A jovem artista também conheceria nomes influentes da literatura, como os ícones beat William Burroughs e Allen Ginsberg (que a confundiu com um “menino bonito”), e das artes plásticas e dramáticas, em especial os habitués do restaurante Max's Kansas City, um dos pontos descolados de Nova York na época, onde Robert acreditava que poderiam se inserir mais facilmente no círculo de Andy Warhol, expoente da pop art e um dos frequentadores vip do local.
Após algumas leituras públicas com o suporte do guitarrista Lenny Kaye – em que fundiam poesia e rock and roll – e elogiadas atuações no teatro, Patti se sentiria mais à vontade para cantar suas composições, e logo formaria uma banda com o próprio Lenny mais o pianista Richard Sohl. Com esse line-up, e contando com a ajuda de Tom Verlaine (Television) na segunda guitarra, gravariam o primeiro compacto no lendário Electric Lady Studios, de Jimi Hendrix.
“Temíamos que [o rock] perdesse seu propósito, que caísse em mãos aburguesadas, que patinasse no lodo do espetáculo, das finanças e da complexidade técnica insossa. (...) Nós pegaríamos em armas, as armas da nossa geração, a guitarra elétrica e o microfone”, idealizava Patti, antecipando a estética punk com o álbum “Horses”, de 1975.
Nessa época, Patti e Robert já não eram mais um casal, porém a admiração e a colaboração artística entre ambos permaneceram. Subsidiado pelo namorado – o mecenas e colecionador de arte Sam Wagstaff –, Robert pôde se aprofundar em seu trabalho com a fotografia, vindo a produzir algumas das fotos dos primeiros discos da cantora e ganhando notoriedade ao retratar desde famosos até o universo sadomasoquista/gay. Patti, por sua vez, após relacionamentos com o dramaturgo Sam Shepard e com o tecladista Allen Lanier, do Blue Öyster Cult, se casaria com Fred “Sonic” Smith, ex-guitarrista do MC-5.

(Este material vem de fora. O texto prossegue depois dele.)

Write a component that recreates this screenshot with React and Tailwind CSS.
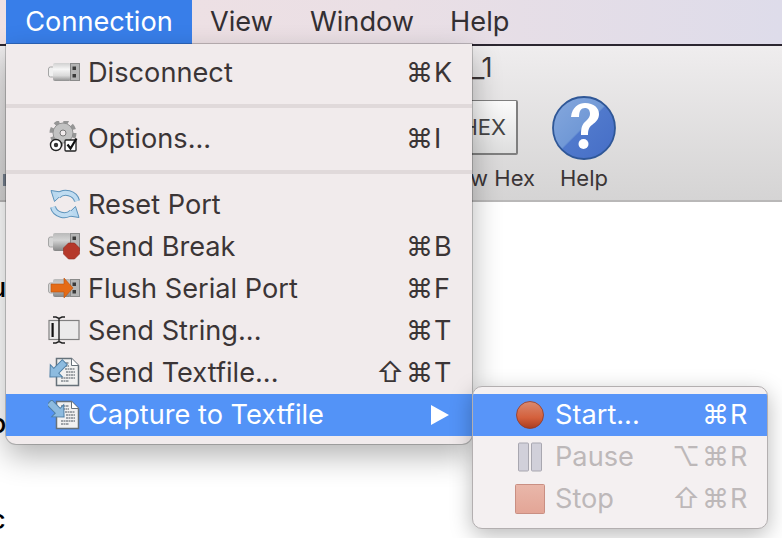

A despeito de toda a agitação do período em que os dois protagonistas viveram juntos, “Só Garotos” não é um livro alegre, e dificilmente seria de outra forma, dadas as circunstâncias que levaram Patti a escrevê-lo. “Eu, destinada a viver, ouvindo atentamente um silêncio que demoraria uma vida para expressar”. Robert, em seus últimos meses de vida, criaria a fundação que leva seu nome, com o intuito de promover a fotografia como arte e apoiar pesquisas de combate à Aids.